A close-up of one of the towers at Bayon.  The seams between the individual limestone blocks were virtually invisible 1,000 years ago, but time has taken it's toll.
Above, this girl was selling flutes, and Lane bought one after she asked the girl how old she was and she claimed to be 14.  She was too cute to say no.  We later got it out of her that she is 8.  We obviously weren't in the market for a flute, but the girl was too cute and Lane decided her father could use a flute.  To the right, one of the bas-relief carvings that are all over Bayon and all of the temples.  Every square inch of some temples is carved like this.
Another bas-relief at Angkor Thom, depicting the battles between the Khmers and Chans.
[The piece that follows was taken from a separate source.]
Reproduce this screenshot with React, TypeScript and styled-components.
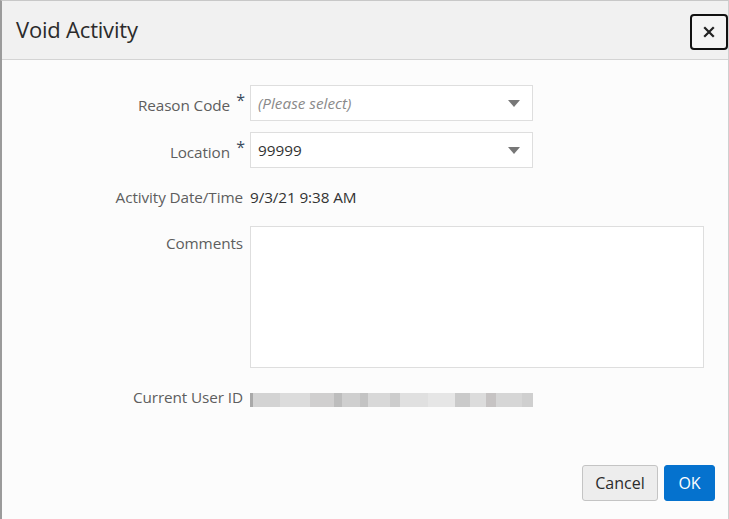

This is the Elephant Terrace at Angkor Thom, where the king would view elephant fights in the distance, across the pathway.
Preah Rup.
We were told by many people that we met earlier in the trip that now is the time to visit Angkor, because it is about to lose some of it's mystique and become more tourist oriented.  They expect 1,000,000 visitors per year by 2005 and are constructing luxury hotels all over Siem Reap.  We can't imagine that you'll still be allowed to climb freely all over the various temples and buildings once tourism explodes.
This is Preah Kahn, where they have left some of the jungle undisturbed. 
The banyan trees are growing everywhere, slowly destroying the temple.  It really was amazing to see the trees just growing around the stones as if it were natural to perch a 100 foot tall tree on top of a stone wall, with roots dangling 15 feet before they even touch the ground, searching for a breach in the stone floor so they can dig into the earth.
Preah Kahn, like many Khmer temples, is built symetrically, this one with four hallways ending at a center shrine.  At Preah Kahn, the doorways get progressively smaller so that you are forced to bow as you get closer to and eventually enter the center chamber.
We found a bunch of wild monkeys, most with very young babies, right outside of Angkor Thom.
We were able to track down some bananas and add monkeys to the list of animals that we have played with on this trip.
This gal could use a napkin. 
About 10 seconds after this photo was taken, the monkey realized the banana gravy train was over and began chasing me.  So, monkeys also get added to the list of animals that I ran from on this trip.
Awwwwww.....
Lane climbing Phimeanakas (aerial palace).